Phase 3: Production Rollout and Optimization (Months 6-8)
Rolling out to production required careful stakeholder management. We started with the fraud detection model team—the highest priority use case—and gradually expanded to other teams after proving compliance and performance benefits.
Key optimization: Implemented model caching with Seldon Core, reducing serving latency by 60% while adding explainability headers for regulatory traceability.
Results
Performance Improvements
| Metric | Before | After | Improvement |
|---|---|---|---|
| Model deployment time | 21 days average | 4 hours average | ↓96% |
| Compliance documentation time | 15 hours per model | 2 hours per model (5% manual) | ↓87% |
| Fraud detection accuracy | 82% precision | 94% precision | ↑12pp |
| Model drift detection latency | 5-7 days to detect | 4 hours average | ↓95% |
| Rollout time to 100% | 6 hours (manual) | 45 minutes (automatic) | ↓86% |
Business Impact
Fraud reduction: Improved detection accuracy prevented an estimated $8.2M in fraud losses in the first year. The faster iteration cycle allowed monthly model updates instead of quarterly, keeping pace with evolving fraud patterns.

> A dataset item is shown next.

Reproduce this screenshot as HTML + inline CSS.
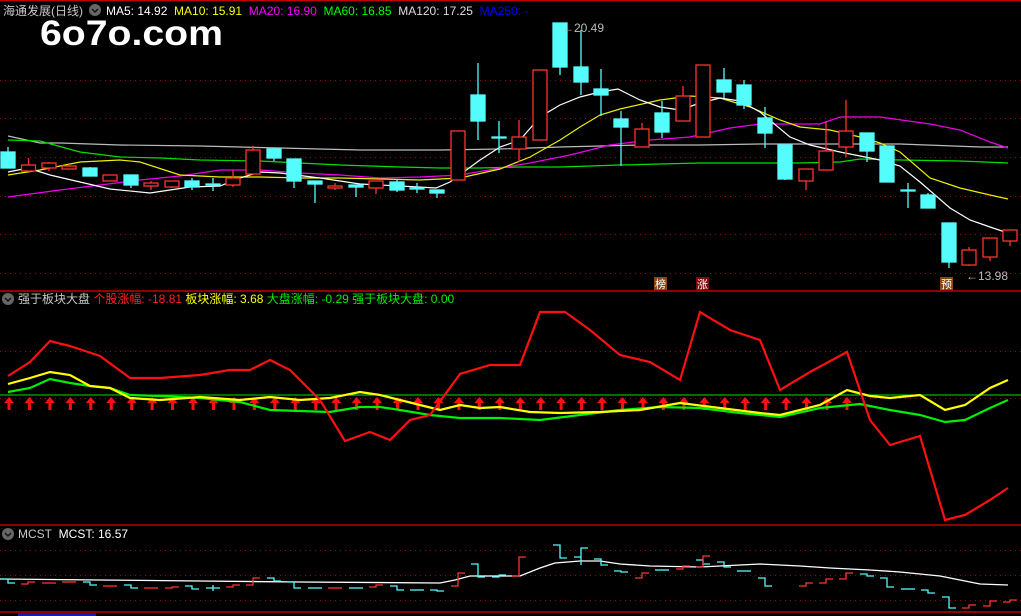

Regulatory compliance: Zero regulatory violations in 12 months of operation. The automated compliance reports reduced regulator audit time from 3 weeks to 4 days.

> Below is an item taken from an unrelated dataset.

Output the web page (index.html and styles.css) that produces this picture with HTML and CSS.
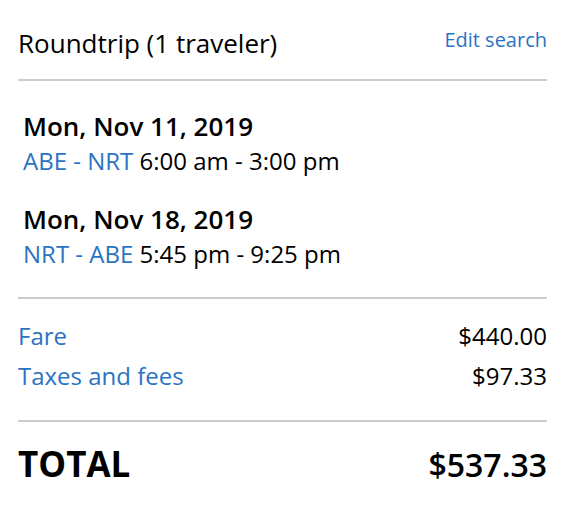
FILE: index.html
```html
<!DOCTYPE html>
<html>
<head>
<meta charset="utf-8">
<link rel="stylesheet" href="styles.css">
</head>
<body>
<div class="summary">
  <div class="header">
    <div class="title">Roundtrip (1 traveler)</div>
    <a class="edit">Edit search</a>
  </div>
  <div class="trips">
    <div class="trip">
      <div class="date">Mon, Nov 11, 2019</div>
      <div class="route"><span class="code">ABE - NRT</span> 6:00 am - 3:00 pm</div>
    </div>
    <div class="trip">
      <div class="date">Mon, Nov 18, 2019</div>
      <div class="route"><span class="code">NRT - ABE</span> 5:45 pm - 9:25 pm</div>
    </div>
  </div>
  <div class="costs">
    <div class="row"><span class="label">Fare</span><span class="amount">$440.00</span></div>
    <div class="row"><span class="label">Taxes and fees</span><span class="amount">$97.33</span></div>
  </div>
  <div class="total">
    <span class="total-label">TOTAL</span><span class="total-amount">$537.33</span>
  </div>
</div>
</body>
</html>
```
FILE: styles.css
```css
* { box-sizing: border-box; }
body {
  margin: 0;
  background: #fff;
  font-family: "Open Sans", "Noto Sans", sans-serif;
  color: #000;
}
.summary {
  padding: 0 15px 0 18px;
}
.header {
  display: flex;
  justify-content: space-between;
  align-items: flex-start;
  padding: 29px 0 22px;
  border-bottom: 2px solid #cccccc;
}
.title {
  font-size: 26px;
  line-height: 28px;
}
.edit {
  color: #2a73c2;
  font-size: 20px;
  line-height: 22px;
}
.trips {
  padding: 30px 0 28px 5px;
  border-bottom: 2px solid #cccccc;
  display: flex;
  flex-direction: column;
  gap: 28px;
}
.date {
  font-weight: 600;
  font-size: 26px;
  line-height: 30px;
}
.route {
  font-size: 24px;
  line-height: 30px;
  margin-top: 5px;
}
.code { color: #2a73c2; }
.costs {
  padding: 22px 0 29px;
  border-bottom: 2px solid #cccccc;
  display: flex;
  flex-direction: column;
  gap: 10px;
}
.row {
  display: flex;
  justify-content: space-between;
  font-size: 24px;
  line-height: 30px;
}
.label { color: #2a73c2; }
.total {
  display: flex;
  justify-content: space-between;
  align-items: baseline;
  padding-top: 22px;
  line-height: 40px;
}
.total-label {
  font-weight: 700;
  font-size: 35px;
}
.total-amount {
  font-weight: 600;
  font-size: 32px;
}
```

Team productivity: Data scientists increased time on model development from 30% to 75%, accelerating innovation pipeline.
Metrics
Key Performance Indicators
- Model deployment success rate: 98%
- Canary promotion accuracy (predicted performance matches actual): 92%
- Average time in compliance review queue: 3.2 hours
- Model rollback success rate: 100%
- Data scientist satisfaction score: 4.2/5 (up from 2.1/5)
Lessons Learned
Technical Lessons
- Compliance must be built-in, not bolted-on: Integrating compliance checks from day one prevented architectural retrofits
- Invest in data lineage early: Tracking training data versions saved countless hours in model reproduction
- Start with highest-impact use case: Fraud detection team's buy-in created momentum for other teams
- Implement circuit breakers for model serving: Automatic fallback to baseline models during anomalies prevented losses
Organizational Lessons
- Regulatory teams need MLOps training: Traditional risk teams struggled with ML concepts; joint workshops were essential
- Gradual rollout builds trust: Starting with one team, then expanding, allowed stakeholder confidence building
- Documentation automation pays dividends: Automated compliance reports freed 13 hours per model for actual risk analysis
Conclusion
MLOps in financial services requires balancing innovation speed with regulatory rigor. By building compliance into the platform architecture rather than treating it as an afterthought, FinTechCorp achieved both objectives simultaneously. The platform now handles 200+ models across fraud, trading, and credit scoring with full regulatory compliance and sub-24-hour deployment times.
Future enhancements include real-time model retraining for high-frequency trading and expansion to European markets with additional GDPR-specific controls. The foundation built allows for rapid iteration while maintaining the trust that regulators demand.
This case study demonstrates that compliance-first design, while initially seeming restrictive, actually accelerates long-term innovation by eliminating regulatory friction from the deployment process.